Titivilus: I’m pretty sure 3 of these 5 dukes all came from those two “Infernal Aristocracy” articles from Dragon Magazine right before 4e started. I like all these, but I wish they would have shined the spotlight on some more under-developed archdevils in this book.
Giff: I really love the art of the giff. A lot of times, the head is too big and it looks like somebody wearing a hippo mask. This one looks really great! Checking out the statblock, we see that the giff have a… uhhhh. Fragmentation grenade.
Gith: In the githzerai section, you get a glimpse of how mutability is handled in 5e. It’s a regional effect for the anarch. It takes 10 minutes to stabilize a 5-mile radius!
Marut: If I remember right, these guys had elephant heads in 2e. Now they are clockwork eyeball things. They are “inevitables”. It says that they “enforce contracts forged in the Hall of Concordance in the city of Sigil.”
Nagpa: Nagpas are basically the skekzis from the Dark Crystal. In this edition, they dwell in the Shadowfell, enemies of the Raven Queen.
Ogre: There are some really fun ogre types, including the ogre battering ram and the ogre howdah.
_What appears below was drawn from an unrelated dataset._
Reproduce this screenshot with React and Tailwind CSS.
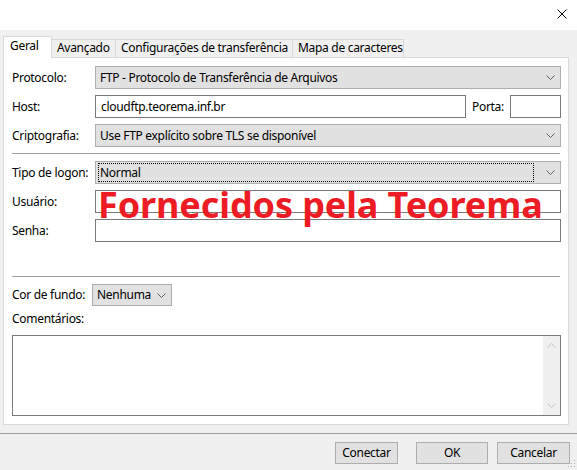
import React from "react";

const Chevron = ({ color = "#606060" }) => (
  <svg width="9" height="5" viewBox="0 0 9 5" className="shrink-0">
    <polyline points="0.5,0.5 4.5,4.5 8.5,0.5" fill="none" stroke={color} strokeWidth="1" />
  </svg>
);

function Select({ children, className = "", focused = false, h = "h-[23px]" }) {
  return (
    <div className={`flex items-center ${h} bg-[#e1e1e1] border border-[#adadad] ${className}`}>
      {focused ? (
        <div className="flex-1 h-[19px] ml-[2px] mr-[12px] border border-dotted border-black flex items-center pl-[1px] leading-none whitespace-nowrap">
          {children}
        </div>
      ) : (
        <div className="flex-1 pl-[4px] leading-none whitespace-nowrap">{children}</div>
      )}
      <div className="mr-[5px] flex items-center">
        <Chevron />
      </div>
    </div>
  );
}

function Input({ children, className = "" }) {
  return (
    <div className={`flex items-center h-[23px] bg-white border border-[#7a7a7a] pl-[5px] leading-none whitespace-nowrap ${className}`}>
      {children}
    </div>
  );
}

function Row({ label, children, className = "" }) {
  return (
    <div className={`flex items-center ${className}`}>
      <span className="w-[83px] shrink-0 leading-none whitespace-nowrap">{label}</span>
      {children}
    </div>
  );
}

export default function App() {
  return (
    <div
      className="relative w-[577px] h-[470px] bg-[#f0f0f0] overflow-hidden text-[12px] tracking-[-0.3px] text-black"
      style={{ fontFamily: '"Noto Sans", "Open Sans", sans-serif' }}
    >
      {/* title bar */}
      <div className="h-[30px] bg-white flex items-start justify-end pr-[10px] pt-[9px]">
        <svg width="10" height="10" viewBox="0 0 10 10">
          <path d="M0.5 0.5 L9.5 9.5 M9.5 0.5 L0.5 9.5" stroke="#000" strokeWidth="1" />
        </svg>
      </div>

      {/* tabs */}
      <div className="pl-[3px] pt-[6px] flex items-end h-[27px] whitespace-nowrap">
        <div className="relative z-10 -mb-px h-[22px] w-[49px] bg-white border border-[#d9d9d9] border-b-0 pl-[6px] pt-[3px] leading-none">
          Geral
        </div>
        <div className="h-[18px] w-[64px] border border-[#d9d9d9] border-l-0 border-b-0 pl-[5px] pt-[2px] leading-none">
          Avançado
        </div>
        <div className="h-[18px] w-[177px] border border-[#d9d9d9] border-l-0 border-b-0 pl-[5px] pt-[2px] leading-none">
          Configurações de transferência
        </div>
        <div className="h-[18px] w-[111px] border border-[#d9d9d9] border-l-0 border-b-0 pl-[5px] pt-[2px] leading-none">
          Mapa de caracteres
        </div>
      </div>

      {/* panel */}
      <div className="ml-[3px] w-[566px] h-[368px] bg-white border border-[#d9d9d9] pl-[8px] pr-[7px] pt-[8px] flex flex-col">
        <Row label="Protocolo:">
          <Select className="flex-1">FTP - Protocolo de Transferência de Arquivos</Select>
        </Row>
        <Row label="Host:" className="mt-[6px]">
          <Input className="w-[371px]">cloudftp.teorema.inf.br</Input>
          <span className="ml-[6px] w-[38px] leading-none">Porta:</span>
          <Input className="flex-1" />
        </Row>
        <Row label="Criptografia:" className="mt-[6px]">
          <Select className="flex-1">Use FTP explícito sobre TLS se disponível</Select>
        </Row>
        <div className="mt-[6px] h-px bg-[#a0a0a0] mr-[1px]" />
        <Row label="Tipo de logon:" className="mt-[7px]">
          <Select className="flex-1" focused>
            Normal
          </Select>
        </Row>
        <Row label="Usuário:" className="mt-[6px]">
          <Input className="flex-1" />
        </Row>
        <Row label="Senha:" className="mt-[6px]">
          <Input className="flex-1" />
        </Row>
        <div className="mt-[34px] h-px bg-[#a0a0a0] mr-[1px]" />
        <div className="mt-[7px] flex items-center">
          <span className="w-[80px] shrink-0 leading-none whitespace-nowrap">Cor de fundo:</span>
          <Select className="w-[80px]" h="h-[22px]">
            Nenhuma
          </Select>
        </div>
        <div className="mt-[5px] h-[16px] leading-[16px]">Comentários:</div>
        <div className="mt-[8px] h-[81px] border border-[#7a7a7a] bg-white flex justify-end">
          <div className="w-[17px] h-full bg-[#f0f0f0] flex flex-col items-center justify-between py-[7px]">
            <svg width="9" height="5" viewBox="0 0 9 5">
              <polyline points="0.5,4.5 4.5,0.5 8.5,4.5" fill="none" stroke="#c0c0c0" strokeWidth="1" />
            </svg>
            <svg width="9" height="5" viewBox="0 0 9 5">
              <polyline points="0.5,0.5 4.5,4.5 8.5,0.5" fill="none" stroke="#c0c0c0" strokeWidth="1" />
            </svg>
          </div>
        </div>
      </div>

      {/* footer */}
      <div className="mt-[8px] h-px bg-[#a0a0a0]" />
      <div className="flex pt-[8px] pl-[335px]">
        <div className="w-[63px] h-[22px] bg-[#e1e1e1] border border-[#adadad] flex items-center justify-center leading-none">
          Conectar
        </div>
        <div className="ml-[18px] w-[72px] h-[22px] bg-[#e1e1e1] border border-[#adadad] flex items-center justify-center leading-none">
          OK
        </div>
        <div className="ml-[9px] w-[73px] h-[22px] bg-[#e1e1e1] border border-[#adadad] flex items-center justify-center leading-none">
          Cancelar
        </div>
      </div>

      {/* resize grip */}
      <svg className="absolute right-[1px] bottom-[2px]" width="8" height="8" viewBox="0 0 8 8">
        <rect x="6" y="0" width="1" height="1" fill="#b0b0b0" />
        <rect x="3" y="3" width="1" height="1" fill="#b0b0b0" />
        <rect x="6" y="3" width="1" height="1" fill="#b0b0b0" />
        <rect x="0" y="6" width="1" height="1" fill="#b0b0b0" />
        <rect x="3" y="6" width="1" height="1" fill="#b0b0b0" />
        <rect x="6" y="6" width="1" height="1" fill="#b0b0b0" />
      </svg>

      {/* red overlay text */}
      <div
        className="absolute left-[98px] top-[187px] text-[36px] leading-[36px] font-bold tracking-[-0.1px] text-[#ed1c24] whitespace-nowrap"
        style={{ fontFamily: '"Noto Sans", "Open Sans", sans-serif' }}
      >
        Fornecidos pela Teorema
      </div>
    </div>
  );
}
Sorrowsworn: I don’t like what they did here. In 4e, sorrowsworn were super-shadar-kai, freaky gothic agents of the Raven Queen. In 5e, they are “emotion given form”. Naked monster-people with spike-arms. One type of sorrowsworn, “the wretched”, is a two-legged football with teeth. I think that the 4e sorrowsworn had a bit of a weird look, but this is way out there. Ready? Here's the 5e sorrowsworn:
Star Spawn: There is a sidebar on Elder Evils. There’s a big list of them. They include: Dendar (from Tomb of Annihilation), Kyuss (from Age of Worms), Tharizdun (from Greyhawk), and the Queen of Chaos (from the Rod of Seven Parts!).
Merrenoloth: These are the creatures that have boats on the River Styx. The art on this is easily the best art of a merrenoloth ever. They kept the “grim reaper” flavor but gave it its own look. They handled all of the things the boat can do through lair actions (the boat is its lair) and regional effects.
That's it! This book is right now about $30 on amazon. Definitely worth it!